INSTRUCTION
Restate the records below word for word, and omit the images they hold.

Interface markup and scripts

•••

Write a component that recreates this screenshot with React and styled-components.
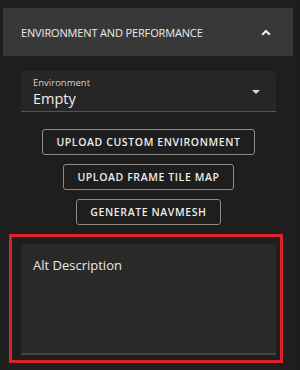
import React, { useState } from 'react';
import styled, { createGlobalStyle } from 'styled-components';

const GlobalStyle = createGlobalStyle`
  html, body {
    margin: 0;
    padding: 0;
    background: #1e1e1e;
  }
  body {
    font-family: 'Open Sans', 'Liberation Sans', sans-serif;
    color: #e6e6e6;
  }
`;

const Page = styled.div`
  width: 300px;
  height: 370px;
  padding-top: 8px;
  box-sizing: border-box;
  background: #1e1e1e;
  border-right: 3px solid #1b1d21;
  overflow: hidden;
`;

const Header = styled.div`
  display: flex;
  align-items: center;
  justify-content: space-between;
  height: 48px;
  margin: 0 4px 0 3px;
  padding: 0 22px 0 18px;
  background: #383838;
  font-size: 11px;
  letter-spacing: -0.15px;
  color: #ececec;
`;

const Content = styled.div`
  padding: 15px 21px 0 21px;
  display: flex;
  flex-direction: column;
  align-items: center;
`;

const Select = styled.div`
  position: relative;
  align-self: stretch;
  height: 41px;
  box-sizing: border-box;
  padding: 6px 12px 0;
  background: #262626;
  border-bottom: 1px solid #555;
  border-radius: 3px 3px 0 0;
  cursor: pointer;
`;

const SelectLabel = styled.div`
  font-size: 9.5px;
  line-height: 12px;
  color: #cfcfcf;
`;

const SelectValue = styled.div`
  font-size: 14.5px;
  line-height: 20px;
  color: #f0f0f0;
`;

const Caret = styled.div`
  position: absolute;
  right: 16px;
  top: 19px;
  width: 0;
  height: 0;
  border-left: 4px solid transparent;
  border-right: 4px solid transparent;
  border-top: 4px solid #d8d8d8;
`;

const Buttons = styled.div`
  display: flex;
  flex-direction: column;
  align-items: center;
  gap: 9px;
  margin-top: 17px;
`;

const OutlineButton = styled.button`
  height: 26px;
  padding: 0 13px;
  background: transparent;
  border: 1px solid #8c8c8c;
  border-radius: 3px;
  color: #ececec;
  font-family: 'Open Sans', 'Liberation Sans', sans-serif;
  font-weight: 600;
  font-size: 10.5px;
  letter-spacing: 0.6px;
  cursor: pointer;
`;

const Highlight = styled.div`
  margin: 9px 0 0 9px;
  width: 274px;
  height: 129px;
  box-sizing: border-box;
  border: 3px solid #d9232b;
  padding: 7px 4px 5px 9px;
`;

const TextArea = styled.textarea`
  display: block;
  width: 100%;
  height: 100%;
  box-sizing: border-box;
  resize: none;
  background: #292929;
  border: none;
  border-bottom: 2px solid #454545;
  border-radius: 4px 4px 0 0;
  padding: 12px 12px;
  color: #e8e8e8;
  font-family: 'Open Sans', 'Liberation Sans', sans-serif;
  font-size: 13px;
  outline: none;
  &::placeholder {
    color: #e8e8e8;
  }
`;

const ChevronUp = () => (
  <svg width="10" height="7" viewBox="0 0 10 7">
    <path d="M1.2 5.8 L5 2 L8.8 5.8" fill="none" stroke="#f2f2f2" strokeWidth="2" />
  </svg>
);

export default function App() {
  const [alt, setAlt] = useState('');
  return (
    <>
      <GlobalStyle />
      <Page>
        <Header>
          <span>ENVIRONMENT AND PERFORMANCE</span>
          <ChevronUp />
        </Header>
        <Content>
          <Select>
            <SelectLabel>Environment</SelectLabel>
            <SelectValue>Empty</SelectValue>
            <Caret />
          </Select>
          <Buttons>
            <OutlineButton>UPLOAD CUSTOM ENVIRONMENT</OutlineButton>
            <OutlineButton>UPLOAD FRAME TILE MAP</OutlineButton>
            <OutlineButton>GENERATE NAVMESH</OutlineButton>
          </Buttons>
        </Content>
        <Highlight>
          <TextArea
            value={alt}
            onChange={(e) => setAlt(e.target.value)}
            placeholder="Alt Description"
          />
        </Highlight>
      </Page>
    </>
  );
}
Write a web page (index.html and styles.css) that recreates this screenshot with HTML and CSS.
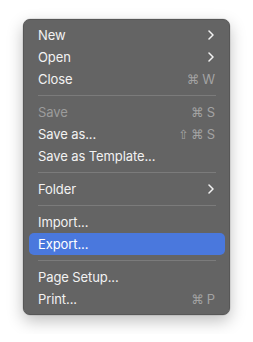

•••

SOLVED PROBLEM
Write a component that recreates this screenshot with React and styled-components.
import React, { useState } from 'react';
import styled, { createGlobalStyle } from 'styled-components';

const GlobalStyle = createGlobalStyle`
  html, body {
    margin: 0;
    padding: 0;
    background: #1e1e1e;
  }
  body {
    font-family: 'Open Sans', 'Liberation Sans', sans-serif;
    color: #e6e6e6;
  }
`;

const Page = styled.div`
  width: 300px;
  height: 370px;
  padding-top: 8px;
  box-sizing: border-box;
  background: #1e1e1e;
  border-right: 3px solid #1b1d21;
  overflow: hidden;
`;

const Header = styled.div`
  display: flex;
  align-items: center;
  justify-content: space-between;
  height: 48px;
  margin: 0 4px 0 3px;
  padding: 0 22px 0 18px;
  background: #383838;
  font-size: 11px;
  letter-spacing: -0.15px;
  color: #ececec;
`;

const Content = styled.div`
  padding: 15px 21px 0 21px;
  display: flex;
  flex-direction: column;
  align-items: center;
`;

const Select = styled.div`
  position: relative;
  align-self: stretch;
  height: 41px;
  box-sizing: border-box;
  padding: 6px 12px 0;
  background: #262626;
  border-bottom: 1px solid #555;
  border-radius: 3px 3px 0 0;
  cursor: pointer;
`;

const SelectLabel = styled.div`
  font-size: 9.5px;
  line-height: 12px;
  color: #cfcfcf;
`;

const SelectValue = styled.div`
  font-size: 14.5px;
  line-height: 20px;
  color: #f0f0f0;
`;

const Caret = styled.div`
  position: absolute;
  right: 16px;
  top: 19px;
  width: 0;
  height: 0;
  border-left: 4px solid transparent;
  border-right: 4px solid transparent;
  border-top: 4px solid #d8d8d8;
`;

const Buttons = styled.div`
  display: flex;
  flex-direction: column;
  align-items: center;
  gap: 9px;
  margin-top: 17px;
`;

const OutlineButton = styled.button`
  height: 26px;
  padding: 0 13px;
  background: transparent;
  border: 1px solid #8c8c8c;
  border-radius: 3px;
  color: #ececec;
  font-family: 'Open Sans', 'Liberation Sans', sans-serif;
  font-weight: 600;
  font-size: 10.5px;
  letter-spacing: 0.6px;
  cursor: pointer;
`;

const Highlight = styled.div`
  margin: 9px 0 0 9px;
  width: 274px;
  height: 129px;
  box-sizing: border-box;
  border: 3px solid #d9232b;
  padding: 7px 4px 5px 9px;
`;

const TextArea = styled.textarea`
  display: block;
  width: 100%;
  height: 100%;
  box-sizing: border-box;
  resize: none;
  background: #292929;
  border: none;
  border-bottom: 2px solid #454545;
  border-radius: 4px 4px 0 0;
  padding: 12px 12px;
  color: #e8e8e8;
  font-family: 'Open Sans', 'Liberation Sans', sans-serif;
  font-size: 13px;
  outline: none;
  &::placeholder {
    color: #e8e8e8;
  }
`;

const ChevronUp = () => (
  <svg width="10" height="7" viewBox="0 0 10 7">
    <path d="M1.2 5.8 L5 2 L8.8 5.8" fill="none" stroke="#f2f2f2" strokeWidth="2" />
  </svg>
);

export default function App() {
  const [alt, setAlt] = useState('');
  return (
    <>
      <GlobalStyle />
      <Page>
        <Header>
          <span>ENVIRONMENT AND PERFORMANCE</span>
          <ChevronUp />
        </Header>
        <Content>
          <Select>
            <SelectLabel>Environment</SelectLabel>
            <SelectValue>Empty</SelectValue>
            <Caret />
          </Select>
          <Buttons>
            <OutlineButton>UPLOAD CUSTOM ENVIRONMENT</OutlineButton>
            <OutlineButton>UPLOAD FRAME TILE MAP</OutlineButton>
            <OutlineButton>GENERATE NAVMESH</OutlineButton>
          </Buttons>
        </Content>
        <Highlight>
          <TextArea
            value={alt}
            onChange={(e) => setAlt(e.target.value)}
            placeholder="Alt Description"
          />
        </Highlight>
      </Page>
    </>
  );
}
Write a web page (index.html and styles.css) that recreates this screenshot with HTML and CSS.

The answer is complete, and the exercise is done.